Von den 442 Vorschlägen hat das Statistische Bundesamt 157 Vorschläge in die sogenannte Kategorie 1 einsortiert. Das heißt, sie gelten als »potenziell geeignet für unmittelbare gesetzliche Maßnahmen der Ressorts oder in einem weiteren Bürokratieentlastungsgesetz«.

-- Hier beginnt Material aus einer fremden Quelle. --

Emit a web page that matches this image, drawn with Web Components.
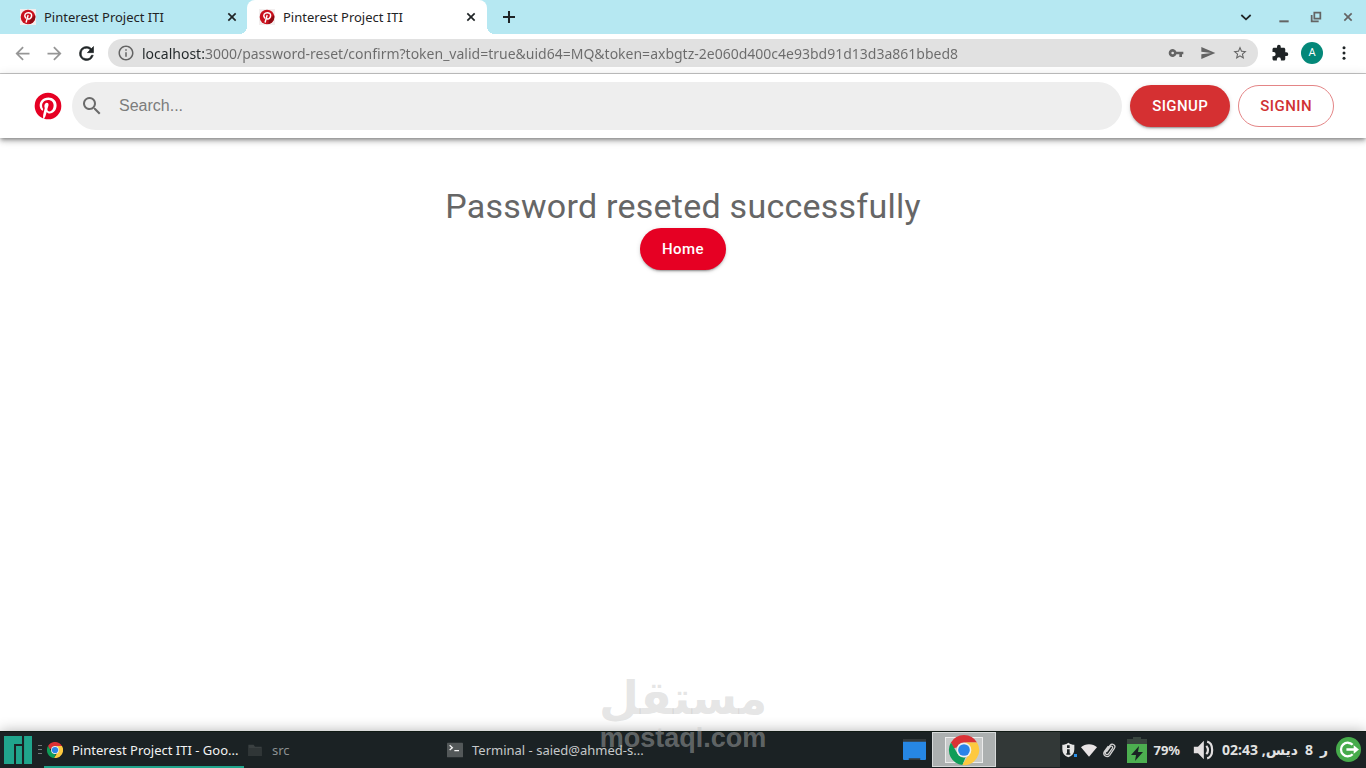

Ein Blick auf die Liste zeigt, dass es Hausaufgaben für alle Ministerien gibt. Bundesjustizminister Marco Buschmann (FDP), in dessen Haus die Koordinierung des Bürokratieabbaus der gesamten Regierung angesiedelt ist, sagt: »Mir ist natürlich klar, dass viele Politiker am Bürokratieabbau vor allem dann Freunde haben, wenn die Pläne noch eher abstrakt sind. Wenn es dann konkret wird, wird der Kreis der Freunde leider schnell kleiner.«

Wo EU-Recht Vorgaben setze, die national nicht geändert werden könnten, sollte man dennoch nicht die Hände in den Schoss legen, sondern das Thema mit der EU-Kommission angehen, meint Buschmann. Er würde sich deshalb auch wünschen, »dass wir uns in der Bundesregierung darauf verständigen könnten, mit anderen interessierten Mitgliedstaaten und den europäischen Entscheidungsträgern wie der Europäischen Kommission und dem Europäischen Parlament, eine europäische Entbürokratisierungsinitiative zu starten«.